Part of the overall vision needs to include considering how to give students more agency over their learning. If the technology is canned content meant to turn out strong test takers who can’t apply the knowledge they’ve learned, is it meeting the broader learning goals? Similarly, how can the technology help teachers become the most inspired, passionate and creative classroom facilitators possible? How can it encourage them to stay in the profession and offer creative outlets for their passions?

2.  ONE SIZE DOES NOT FIT ALL.

There’s no one best way to integrate digital learning into a classroom. If the vision, goals and desired outcomes are clear, there’s lots of room to experiment with what works best. It will depend on the student population and needs; some schools are dealing with vastly different kinds of student populations, while others may be trying to transition to a project-based learning model. Nothing is mutually exclusive, but needs are different and will determine the learning goals.

Blended learning also works differently for a variety of subjects. Overall, software developers have had more luck helping students to learn math concepts through a program than they have had with Language Arts, which requires many skills at once that are not easily parsed. “The biggest issue I still see is that people are still trying to break it down when it needs to be combined,” said Chris Liang-Vergara, director of instructional technology for personalized learning at Firstline, a public charter school company in New Orleans. Firstline depends on software to help its students catch up, but hasn’t found any really satisfactory software for Language Arts. This might be a subject where a patchwork of free or inexpensive web tools can better fill the need.

3.  DON’T LET SOFTWARE DICTATE LEARNING GOALS.

As illustrated by Frontline’s frustrating experience finding Language Arts software that could help students with reading comprehension, writing, synthesis, and vocabulary at the same time, software isn’t always the answer. The tools are slowly improving, but they aren’t infallible and many are directed at a specific problem and don’t offer a cohesive learning strategy.

A program like ALEKS or Khan Academy videos might help student understand how to do certain math problems, but will they have the opportunity to show whether they can apply the knowledge in real-life scenarios? The flood of data from software can be helpful, if applied to agreed-upon learning outcomes, but that data might not be able to measure those outcomes.
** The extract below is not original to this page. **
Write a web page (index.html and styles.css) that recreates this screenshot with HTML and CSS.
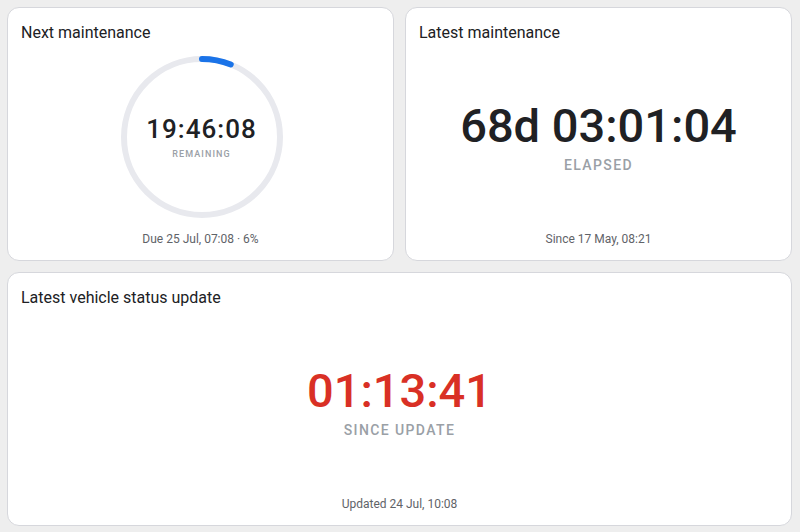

4.  SUPPORT TEACHERS AND INCLUDE THEM IN DECISION-MAKING PROCESS.

Teachers will always be the heart and soul of a classroom, and they should be considered a critical factor in deciding on what blended tactics to use.

No matter what kind of technology is being used, classrooms are full of rambunctious kids who need a teacher with strong classroom management skills and the ability to set a positive classroom culture.

The most common arguments in favor of blended learning center on its ability to help schools tailor learning to the individual learner. The potential for that kind of differentiation is there, but it’s up to the teacher to find challenging learning opportunities for a kid ready to zoom ahead or to spend a little extra time with a struggling student. Not only does the teacher need to keep track of where each student is, but he or she also need to help each learner feel valued and connected to the community.

The biggest takeaway about implementing a blended learning program is that it won’t be easier. Some functions might be automated, like quiz grading, but only an energetic and passionate teacher can make the most of that new-found time. It’s unrealistic to plop a kid down at a computer and expect him to learn. In a blended classroom the teacher is constantly there providing support, helping students access new tools, pushing for more depth of understanding.

Educators are paying attention all the time and they are using the data they can get from software or other tools to help direct their energies. Teachers of the future are going to need stronger data analyzing skills, but they will also need to pull their heads out of the spreadsheet and recognize the social and emotional needs of their students, a function that only a real live teacher can offer.